As close family members, I urge all of my dear siblings to keep a watchful eye while they roam between the walls of the various shopping malls in Malaysia. If you ever stumble upon a Titi, please do not hesitate to make a purchase. View this as one of those rare opportunities in your life to make a purchase that Mak will not frown on. Also remember, that even though Melur fondly describes her Titi as gray in color with pink bottom frills... Her Titi is actually PINK with a darker shade of pink bottom frills... We will be happy to reimburse you for the cost of this purchase although you will be gently reminded that Mommy is currently unemployed... and we have Maman to feed (almost constantly).

Thank you for your best wishes.


Sincerely,
Mommy
On behalf on Papa, Melur, and Maman from Vancouver


PS) Arman's Titi is yellow... which unfortunately is also experiencing a decline in health.
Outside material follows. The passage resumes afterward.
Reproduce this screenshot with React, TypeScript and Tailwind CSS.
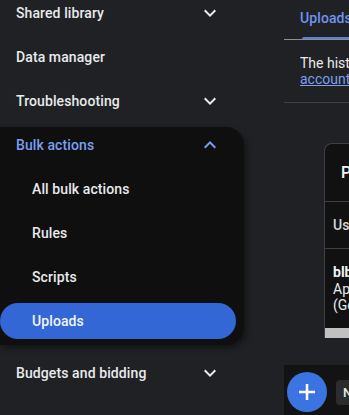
import React from "react";

function Chevron({ up = false, color = "#e8eaed" }: { up?: boolean; color?: string }) {
  return (
    <svg width="24" height="24" viewBox="0 0 24 24" className={up ? "rotate-180" : ""}>
      <path d="M16.59 8.59L12 13.17 7.41 8.59 6 10l6 6 6-6z" fill={color} />
    </svg>
  );
}

function Row({ label, chevron = false, className = "" }: { label: string; chevron?: boolean; className?: string }) {
  return (
    <div className={`h-11 w-[244px] flex items-center justify-between pl-4 pr-[22px] ${className}`}>
      <span className="text-[14px] font-medium text-[#e8eaed] tracking-[0.1px]">{label}</span>
      {chevron && <Chevron />}
    </div>
  );
}

function SubItem({ label }: { label: string }) {
  return (
    <div className="h-11 flex items-center pl-8">
      <span className="text-[14px] font-medium text-[#e8eaed] tracking-[0.1px]">{label}</span>
    </div>
  );
}

export default function App() {
  return (
    <div className="w-[349px] h-[415px] bg-[#202124] overflow-hidden flex font-['Roboto',sans-serif]">
      <div className="w-[284px] shrink-0 flex flex-col mt-[-9px]">
        <Row label="Shared library" chevron />
        <Row label="Data manager" />
        <Row label="Troubleshooting" chevron />
        <div className="mt-1 w-[244px] bg-[#0f0f0f] rounded-r-[18px] pb-[2px] shadow-[2px_3px_6px_rgba(0,0,0,0.45)]">
          <div className="h-9 flex items-center justify-between pl-4 pr-[22px]">
            <span className="text-[14px] font-medium text-[#7b9ef2] tracking-[0.1px]">Bulk actions</span>
            <Chevron up color="#7b9ef2" />
          </div>
          <div className="mt-1">
            <SubItem label="All bulk actions" />
            <SubItem label="Rules" />
            <SubItem label="Scripts" />
            <div className="h-11 py-1">
              <div className="h-9 w-[236px] rounded-full bg-[#3367d6] flex items-center pl-8">
                <span className="text-[14px] font-medium text-[#f1f3f4] tracking-[0.1px]">Uploads</span>
              </div>
            </div>
          </div>
        </div>
        <Row label="Budgets and bidding" chevron className="mt-[6px]" />
      </div>

      <div className="flex-1 min-w-0 overflow-hidden">
        <div className="w-[600px] flex flex-col">
          <div className="h-10 relative flex flex-col">
            <div className="h-[37px] flex items-center pl-4">
              <span className="text-[14px] font-medium text-[#6f93ee] tracking-[0.1px]">Uploads</span>
            </div>
            <div className="h-[3px] ml-[18px] w-[90px] bg-[#5a7fdc] rounded-t-[2px]" />
            <div className="h-px bg-[#8d8f93] mt-[-1px]" />
          </div>
          <div className="pt-[15px] pb-[15px] pl-4 text-[14px] leading-4 text-[#e8eaed] whitespace-nowrap">
            <div>The history of uploads for this</div>
            <div>
              <a className="text-[#7b9ef2] underline">account</a> is shown below.
            </div>
          </div>
          <div className="h-px bg-[#3c4043]" />
          <div className="mt-10 ml-10 w-[400px] bg-[#111111] border border-[#3c4043] border-b-0 rounded-tl-[8px] flex flex-col">
            <div className="h-[57px] flex items-center pl-4">
              <span className="text-[16px] font-medium text-[#f1f3f4]">Previous uploads</span>
            </div>
            <div className="h-px bg-[#3c4043]" />
            <div className="h-[46px] flex items-center pl-2">
              <span className="text-[14px] font-medium text-[#d5d7da]">User</span>
            </div>
            <div className="h-px bg-[#3c4043]" />
            <div className="h-[79px] pl-2 pt-[15px] text-[14px] leading-[16.5px] text-[#e8eaed]">
              <div className="font-bold text-[#f1f3f4]">blb_upload.csv</div>
              <div>Applied</div>
              <div>(Google Ads Editor)</div>
            </div>
            <div className="h-[10px] bg-[#c1c1c1]" />
          </div>
          <div className="mt-[27px] h-[50px] bg-[#131313] flex items-start pl-[3px] pt-[7px] gap-[9px]">
            <div className="w-10 h-10 rounded-full bg-[#3b74e0] flex items-center justify-center">
              <svg width="20" height="20" viewBox="0 0 20 20">
                <path d="M10 2v16M2 10h16" stroke="#ffffff" strokeWidth="2.5" />
              </svg>
            </div>
            <div className="mt-[8px] h-[25px] rounded-[4px] bg-[#2b2c2e] flex items-center pl-[7px] pr-3">
              <span className="text-[13px] font-medium text-[#e8eaed]">New upload</span>
            </div>
          </div>
        </div>
      </div>
    </div>
  );
}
We do not wish to elaborate further on this matter since Arman requests that we respect his privacy and allow him to grieve in silence. However, please also make another purchase if you stumble upon a yellow Titi...

Sunday, May 24, 2009

Hello... I am back.....

I know, I know...
I have neglected you for so long... for that I am dearly sorry.
Lots have been happening in my life, non more so earth shattering than the fact that I finally manage to end a long relationship that as the days go by is suffocating.

Funny how you never thought that you and your work is an evolving relationship. It is a relationship that you pour most of your waking time into. You don't believe me.. count how many hours you spend at work and bringing work home...

It is time for me to go in search of new experience and challenge. The passion is gone... or rather suppressed and killed a slow painfull death. Thus separation is the kindest thing I could choose for everyone.

Significant with my decision, I am now starting to write again. I will put up the countdown counter until I start at my new place soon (when I figure out how to do it..that is).